Ob das Pumpspeicherkraftwerk dennoch rentabel sein wird, ist unsicher. Die Investitionen von 1,9 Milliarden Franken scheinen wie eine Wette auf einen künftigen Strompreis.
"Wir sind überzeugt, dass wir diese Wette gewinnen werden, da Pumpspeicherwerke ein wichtiges Element der künftigen Versorgungssicherheit sind", sagt Eric Wuilloud, Direktor der Nant de Drance SA. Dies würden Studien zur Strompreisentwicklung zeigen.
Wuilloud räumt bei einem Rundgang aber auch ein, dass es bei einem grossen Zeithorizont von rund 80 Jahren "auch eine Glaubenssache ist". Er sieht Nant de Drance als "Lunge" des Schweizer Stromnetzes.
Weiter unten im Wallis thront über dem Tal das stillgelegte Ölkraftwerk Chavalon. Der Westschweizer Stromkonzern EOS will an diesem Standort ein Gaskombikraftwerk bauen. Es ist das am weitesten gediehene Projekt eines Gaskombikraftwerks in der Schweiz.
Die Betreibergesellschaft hat mit dem Bund bereits einen Vertrag zur CO2-Kompensation abgeschlossen. Chavalon könnte mit der Leistung von 400 Megawatt die Haushalte der Kantone Waadt und Genf mit Strom versorgen.
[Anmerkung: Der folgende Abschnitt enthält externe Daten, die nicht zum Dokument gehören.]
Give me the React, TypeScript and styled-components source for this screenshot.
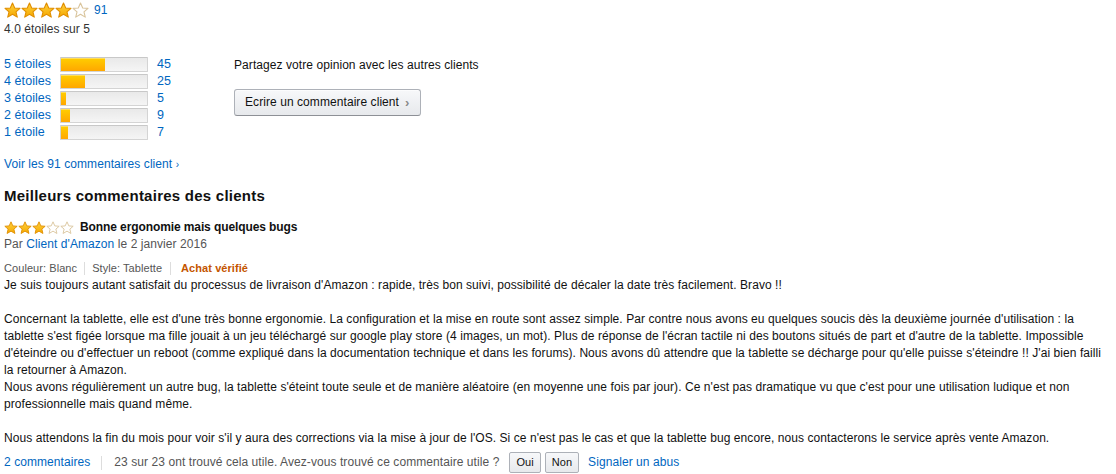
import styled, { createGlobalStyle } from "styled-components";

const GlobalStyle = createGlobalStyle`
  html, body {
    margin: 0;
    padding: 0;
    background: #fff;
  }
  body {
    font-family: "Liberation Sans", Arial, sans-serif;
    font-size: 12px;
    letter-spacing: 0.07px;
    color: #111;
  }
`;

const histogram = [
  { label: "5 étoiles", count: 45 },
  { label: "4 étoiles", count: 25 },
  { label: "3 étoiles", count: 5 },
  { label: "2 étoiles", count: 9 },
  { label: "1 étoile", count: 7 },
];
const total = 91;

const Star = ({ filled, size }: { filled: boolean; size: number }) => (
  <svg width={size} height={size} viewBox="0 0 20 20">
    <defs>
      <linearGradient id="starGold" x1="0" y1="0" x2="0" y2="1">
        <stop offset="0%" stopColor="#ffd23f" />
        <stop offset="100%" stopColor="#f5a800" />
      </linearGradient>
    </defs>
    <path
      d="M10 1.2 L12.6 7 L18.8 7.5 L14.1 11.6 L15.6 17.8 L10 14.5 L4.4 17.8 L5.9 11.6 L1.2 7.5 L7.4 7 Z"
      fill={filled ? "url(#starGold)" : "#fff"}
      stroke={filled ? "#e08e00" : "#d9c49c"}
      strokeWidth="1.3"
      strokeLinejoin="round"
    />
  </svg>
);

const Stars = ({ value, size }: { value: number; size: number }) => (
  <StarRow>
    {[1, 2, 3, 4, 5].map((i) => (
      <Star key={i} filled={i <= value} size={size} />
    ))}
  </StarRow>
);

const App = () => {
  return (
    <>
      <GlobalStyle />
      <Page>
        <Summary>
          <Stars value={4} size={17} />
          <Link>91</Link>
        </Summary>
        <AverageText>4.0 étoiles sur 5</AverageText>

        <RatingArea>
          <Histogram>
            {histogram.map((row) => (
              <HistRow key={row.label}>
                <Link>{row.label}</Link>
                <Bar>
                  <BarFill style={{ width: `${Math.round((row.count / total) * 88)}px` }} />
                </Bar>
                <Link>{row.count}</Link>
              </HistRow>
            ))}
          </Histogram>
          <WriteBox>
            <div>Partagez votre opinion avec les autres clients</div>
            <WriteButton>
              <span>Ecrire un commentaire client</span>
              <Chevron>›</Chevron>
            </WriteButton>
          </WriteBox>
        </RatingArea>

        <SeeAll>
          Voir les 91 commentaires client <SmallChevron>›</SmallChevron>
        </SeeAll>

        <SectionTitle>Meilleurs commentaires des clients</SectionTitle>

        <Review>
          <ReviewHeader>
            <Stars value={3} size={14} />
            <ReviewTitle>Bonne ergonomie mais quelques bugs</ReviewTitle>
          </ReviewHeader>
          <Byline>
            Par <Link>Client d'Amazon</Link> le 2 janvier 2016
          </Byline>
          <Meta>
            <MetaItem>Couleur: Blanc</MetaItem>
            <MetaItem>Style: Tablette</MetaItem>
            <Verified>Achat vérifié</Verified>
          </Meta>
          <Body>
            <p>
              Je suis toujours autant satisfait du processus de livraison d'Amazon : rapide, très bon suivi, possibilité
              de décaler la date très facilement. Bravo !!
            </p>
            <p>
              Concernant la tablette, elle est d'une très bonne ergonomie. La configuration et la mise en route sont assez
              simple. Par contre nous avons eu quelques soucis dès la deuxième journée d'utilisation : la tablette s'est
              figée lorsque ma fille jouait à un jeu téléchargé sur google play store (4 images, un mot). Plus de réponse
              de l'écran tactile ni des boutons situés de part et d'autre de la tablette. Impossible d'éteindre ou
              d'effectuer un reboot (comme expliqué dans la documentation technique et dans les forums). Nous avons dû
              attendre que la tablette se décharge pour qu'elle puisse s'éteindre !! J'ai bien failli la retourner à
              Amazon.
              <br />
              Nous avons régulièrement un autre bug, la tablette s'éteint toute seule et de manière aléatoire (en moyenne
              une fois par jour). Ce n'est pas dramatique vu que c'est pour une utilisation ludique et non
              professionnelle mais quand même.
            </p>
            <p>
              Nous attendons la fin du mois pour voir s'il y aura des corrections via la mise à jour de l'OS. Si ce n'est
              pas le cas et que la tablette bug encore, nous contacterons le service après vente Amazon.
            </p>
          </Body>
          <Footer>
            <Link>2 commentaires</Link>
            <Divider />
            <Helpful>23 sur 23 ont trouvé cela utile. Avez-vous trouvé ce commentaire utile ?</Helpful>
            <VoteButtons>
              <VoteButton>Oui</VoteButton>
              <VoteButton>Non</VoteButton>
            </VoteButtons>
            <Link>Signaler un abus</Link>
          </Footer>
        </Review>
      </Page>
    </>
  );
};

const Page = styled.div`
  padding: 2px 12px 0 4px;
  line-height: 17px;
`;
const StarRow = styled.span`
  display: inline-flex;
  align-items: center;
  svg {
    display: block;
  }
`;
const Summary = styled.div`
  display: flex;
  align-items: center;
  gap: 5px;
  height: 16px;
`;
const Link = styled.span`
  color: #0066c0;
`;
const AverageText = styled.div`
  margin-top: 3px;
  color: #333;
`;
const RatingArea = styled.div`
  display: flex;
  margin-top: 18px;
`;
const Histogram = styled.div`
  display: flex;
  flex-direction: column;
  width: 230px;
`;
const HistRow = styled.div`
  display: grid;
  grid-template-columns: 52px 88px auto;
  column-gap: 4px;
  align-items: center;
  height: 17px;
  font-size: 12.5px;
  & > span:last-child {
    padding-left: 5px;
  }
`;
const Bar = styled.div`
  height: 15px;
  box-sizing: border-box;
  border: 1px solid #d4d4d4;
  border-top-color: #c8c8c8;
  background: linear-gradient(to bottom, #e9e9e9, #f5f5f5);
  border-radius: 1px;
  overflow: hidden;
`;
const BarFill = styled.div`
  height: 100%;
  background: linear-gradient(to bottom, #ffce00, #ffa700);
  box-shadow: inset 0 1px 0 rgba(255, 255, 255, 0.35);
`;
const WriteBox = styled.div`
  display: flex;
  flex-direction: column;
  align-items: flex-start;
  gap: 15px;
  padding-top: 1px;
  color: #111;
`;
const WriteButton = styled.div`
  box-sizing: border-box;
  height: 27px;
  width: 187px;
  padding: 0 10px;
  display: flex;
  align-items: center;
  white-space: nowrap;
  border: 1px solid #adb1b8;
  border-bottom-color: #8d9096;
  border-radius: 3px;
  background: linear-gradient(to bottom, #f7f8fa, #e7e9ec);
  box-shadow: inset 0 1px 0 rgba(255, 255, 255, 0.6);
  color: #111;
`;
const Chevron = styled.span`
  color: #888;
  font-size: 13px;
  font-weight: bold;
  margin-left: 6px;
`;
const SeeAll = styled.div`
  margin-top: 15px;
  color: #0066c0;
`;
const SmallChevron = styled.span`
  font-size: 10px;
  color: #0066c0;
`;
const SectionTitle = styled.h2`
  margin: 13px 0 0;
  font-size: 15px;
  letter-spacing: 0.25px;
  font-weight: bold;
  line-height: 20px;
  color: #111;
`;
const Review = styled.div`
  margin-top: 13px;
`;
const ReviewHeader = styled.div`
  display: flex;
  align-items: center;
  gap: 6px;
  height: 17px;
`;
const ReviewTitle = styled.span`
  font-weight: bold;
  letter-spacing: -0.1px;
  color: #111;
`;
const Byline = styled.div`
  color: #555;
`;
const Meta = styled.div`
  display: flex;
  align-items: center;
  margin-top: 7px;
  font-size: 11px;
  color: #555;
`;
const MetaItem = styled.span`
  padding-right: 7px;
  margin-right: 7px;
  border-right: 1px solid #ddd;
  line-height: 13px;
  &:nth-child(2) {
    margin-right: 10px;
    padding-right: 8px;
  }
`;
const Verified = styled.span`
  color: #c45500;
  font-weight: bold;
`;
const Body = styled.div`
  margin-top: 0;
  color: #111;
  p {
    margin: 0 0 17px;
  }
  p:last-child {
    margin-bottom: 0;
  }
`;
const Footer = styled.div`
  display: flex;
  align-items: center;
  margin-top: 5px;
`;
const Divider = styled.span`
  width: 1px;
  height: 14px;
  background: #ddd;
  margin: 0 12px 0 11px;
`;
const Helpful = styled.span`
  color: #555;
`;
const VoteButtons = styled.span`
  display: flex;
  gap: 4px;
  margin: 0 9px 0 10px;
`;
const VoteButton = styled.span`
  box-sizing: border-box;
  height: 21px;
  padding: 0 6px;
  display: flex;
  align-items: center;
  font-size: 11px;
  color: #111;
  border: 1px solid #adb1b8;
  border-radius: 2px;
  background: linear-gradient(to bottom, #f7f8fa, #e7e9ec);
`;

export default App;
Die letzte Studie zur Wirtschaftlichkeit wurde im 2010 erstellt. Unter damaligen Rahmenbedingungen war die Rentabilität "befriedigend", wie Alexis Fries, Verwaltungsratspräsident der Centrale Thermique de Vouvry SA, auf Anfrage sagt.
Vor Baubeginn wird erneut die Rentabilität des 600 Millionen Franken teuren Kraftwerks geprüft. Noch wichtiger als die Baukosten ist laut Fries der Gaspreis. Trotzdem zeigt sich Fries überzeugt, dass Chavalon gebaut werden und rentabel sein wird.
Energieexperten zweifeln an beiden Projekten
Anderer Meinung ist Georg Klingler, Energieexperte von Greenpeace. Seiner Ansicht nach widerspricht Chavalon einem ernst gemeinten Klimaschutz und wäre nicht nötig, falls der Bund mit der Förderung erneuerbarer Energien ernst machen würde. Bessere Aussichten sieht Klingler für Nant de Drance - dort könnte einst mit überschüssigem Solarstrom Wasser hochgepumpt werden.
Urs Meister, Energieexperte bei der liberalen Denkfabrik Avenir Suisse, bezeichnet Pumpspeicherkraftwerke wie Nant de Drance als "Hochrisikoinvestitionen". Die bisherigen, sicheren und relativ grossen Tag-und-Nacht-Unterschiede beim Strompreis werde es so künftig nicht mehr geben.
Pumpspeicher seien aber auf hohe Preisunterschiede und hohe Auslastung angewiesen. Beides sei bei zunehmendem Anteil an Wind- und Sonnenenergie unsicher. Die Rentabilität von Chavalon wird gemäss Meister sehr infrage gestellt. Diese hänge auch von EU-Rahmenbedingungen und besonders der Klimapolitik ab.